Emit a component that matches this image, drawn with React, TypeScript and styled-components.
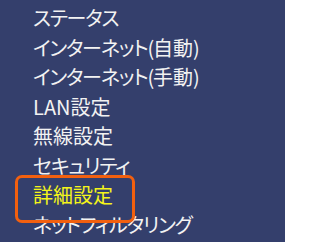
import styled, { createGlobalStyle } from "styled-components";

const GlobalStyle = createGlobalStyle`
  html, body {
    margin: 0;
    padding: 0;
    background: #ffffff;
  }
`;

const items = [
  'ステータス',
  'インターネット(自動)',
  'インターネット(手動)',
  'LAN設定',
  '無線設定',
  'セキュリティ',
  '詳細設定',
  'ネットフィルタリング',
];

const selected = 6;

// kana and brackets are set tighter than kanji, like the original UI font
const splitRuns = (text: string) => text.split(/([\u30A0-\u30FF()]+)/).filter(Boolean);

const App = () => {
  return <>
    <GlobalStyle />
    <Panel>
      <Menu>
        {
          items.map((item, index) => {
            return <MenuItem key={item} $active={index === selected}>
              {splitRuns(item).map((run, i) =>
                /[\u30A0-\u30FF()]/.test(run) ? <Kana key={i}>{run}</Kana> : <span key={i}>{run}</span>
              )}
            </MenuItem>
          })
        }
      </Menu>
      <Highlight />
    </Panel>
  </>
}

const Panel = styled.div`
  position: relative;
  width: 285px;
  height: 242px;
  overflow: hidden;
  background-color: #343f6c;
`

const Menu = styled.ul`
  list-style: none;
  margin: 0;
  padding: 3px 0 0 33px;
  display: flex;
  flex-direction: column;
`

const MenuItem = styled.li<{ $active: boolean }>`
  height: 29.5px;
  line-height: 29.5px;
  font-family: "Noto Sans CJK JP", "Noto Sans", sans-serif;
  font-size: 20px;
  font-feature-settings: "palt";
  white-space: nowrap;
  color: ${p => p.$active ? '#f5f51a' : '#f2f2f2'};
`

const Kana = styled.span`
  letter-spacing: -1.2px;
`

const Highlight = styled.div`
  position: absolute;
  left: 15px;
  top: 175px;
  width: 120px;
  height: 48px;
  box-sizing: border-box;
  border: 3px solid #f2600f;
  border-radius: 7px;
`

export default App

# Task to complete
In the data above, how many lines contain the string "components"? Answer with the number only.

# Finished exercise
2